Another variation of the it's-the-economy explanation
holds that the Obama administration was simply
ineffective in explaining its various economic
policies. Endless punditry about "messaging" and
"narratives" ranges from the mildly insightful to the
disgustingly superficial and manipulative, but there is
undoubtedly truth to the general proposition. In
particular, the President bragging on his
accomplishments (which, as Rolling Stone has
comprehensively summarized, are many) as life got
palpably worse for workers and homeowners, not to
mention the poor and unemployed, was certainly
counterproductive when it was not outright maddening.
The third it's-the-economy analysis points to the
actual Obama macroeconomic policy, the "stimulus plan":
it was not big enough and too much money was spent on
the wrong things to get the economy growing vigorously
enough to bring down unemployment. This is tricky
territory, and I'm not competent to make the kinds of
combined economic and political judgments that
politicians have to make. But if the mechanistic
relationship between unemployment rates and electoral
outcomes is as important as decades of statistics
indicate, then a President and his party have to
actually move the numbers - or at least try.
They did try in 2009. Indeed, the Obama mistake was
not in the original stimulus plan, which we now know
averted a Great Recession but was not sufficient to
move the economy forward. Rather, the key mistake was
later, in the President's first full budget at the
beginning of this year. After promising "to focus like
a laser" on jobs and the economy when health care
reform was passed, the President presented a budget
that accepted 9% or 10% unemployment as the best he
could do. Eschewing a second stimulus plan, he
rejected an economically robust and politically shrewd
stimulus plan that was developed for him by the labor
movement and its allies.
That plan would have invested $400 billion of borrowed
money in job-creating activities, paid for over time by
a permanent Financial Transactions Tax designed to
reduce the kinds of speculative activity on Wall Street
that helped drive our economy into the ground. After
the $400 billion stimulus was paid for, that tax on
Wall Street would have produced more than $100 billion
a year in government revenues, which could have been
used to reduce the national debt.
It was not too late then to make a significant dent in
unemployment, and it is not too late now. The
President could pursue a similar plan outlined by some
of his most important allies. Even the Federal Reserve
Board is now pleading for a large deficit-financed job
creation program in the short term that will reduce
government deficits and debt in the long term, in part
by growing the economy faster and stronger.

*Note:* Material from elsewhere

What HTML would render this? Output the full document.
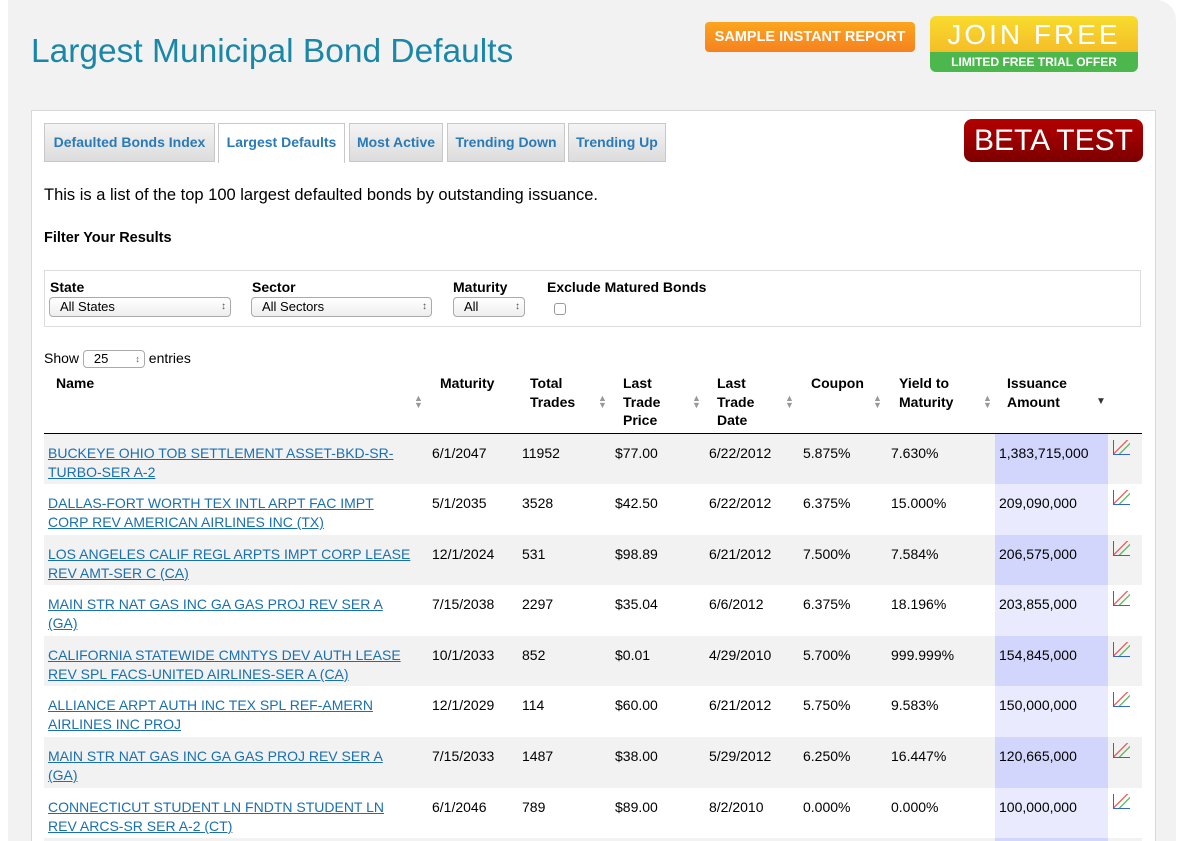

It's true that Republicans will form a phalanx of
opposition to any such plan, and even with a full-
throated, whole-hearted effort by the President and his
party, the chances of passage are well south of 50/50.
But the alternative for Democrats is to do what they
did this year: to do next to nothing about unemployment
and to be seen again as doing nothing as the jobless
rate edges down to a projected 9.2% by the end of next
year and not much below that in 2012.
The white working class, in the Midwest and elsewhere,
swung decisively against Democrats in 2010 for pretty
much the same reasons as almost everybody else did: As
they went to vote, there were not enough jobs for one
of ten people who want to work and need to work, and
the governing politicians in charge, all Democrats,
didn't seem to give a shit. It's not just the fact of
such outrageously high and painful rates of
unemployment. It's the passive acceptance of them, the
serene, if empathetic, indifference.